Queens is suddenly the star of New York's construction story. New filings for Q4 2025 show a sharp jump in proposed building across the city, with the Real Estate Board of New York's latest New Building Construction Pipeline report clocking 511 filings that would add roughly 19.1 million square feet and nearly 14,000 multifamily units. It is a big break from recent norms, and on square footage and multifamily units, Queens comes out on top.
According to a report from REBNY, the 511 new building filings logged in Q4 2025 are expected to add about 19.1 million square feet, which the group notes is roughly 50% above the historical average, and represents a 7% increase over the previous quarter. Total proposed square footage is up 201% compared to Q4 2024, while multifamily unit filings jumped 225% year over year. REBNY says it compiled the figures from Department of Buildings job-application filings.

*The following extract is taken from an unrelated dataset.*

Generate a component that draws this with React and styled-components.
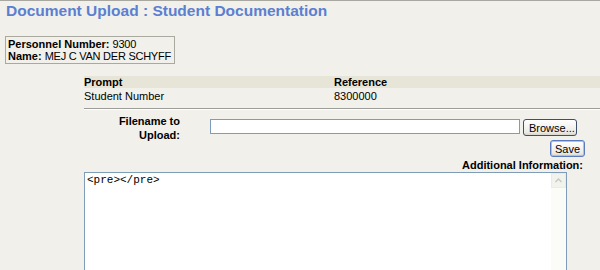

How the filings break down
As detailed by the New York Real Estate Journal, 202 of the quarter's filings were for buildings that will contain multiple dwelling units. Within that slice, there were 110 projects with fewer than 50 units, 67 projects between 50 and 99 units, four projects between 100 and 149 units, and 21 filings for buildings with 150 units or more. The report also flags six proposed 150-plus-unit buildings in Wage Zones A and B using the 485-x program, which comes with higher wage and affordability obligations for developers.
What REBNY is saying
"Q4 2025 saw significant overall and multifamily-specific proposed new construction," said Basha Gerhards, REBNY's executive vice president of public policy, in the group's announcement. The release points to 13,982 multifamily units filed in the quarter, a figure nearly 200% above the historical average and 19% higher than in the prior quarter. REBNY says it plans to keep a close eye on whether this spike signals durable momentum that can actually deliver housing at scale.
Why it matters for housing targets
The report notes that the 13,982 units filed in Q4 2025 exceed the 13,147 units-per-quarter pace that planners say is needed to hit the city's goal of 500,000 new homes by 2034, a benchmark highlighted in coverage of the release. That puts the quarter above the target pace on paper, but advocates and city officials are quick to point out that filings are just the opening move. Many proposals never make it to permits, financing, or shovels in the ground.
So the next test is straightforward and far less glamorous: do these filings turn into permits and actual construction, especially for the larger Queens projects subject to the prevailing wage and affordability rules tied to 485-x. REBNY has signaled it will keep digging into what is behind the surge, while developers and city agencies sort out how many of these proposed units can realistically be built. For now, the message from Q4 2025 is clear enough: filings are up, but turning those plans into real homes is where the hard part starts.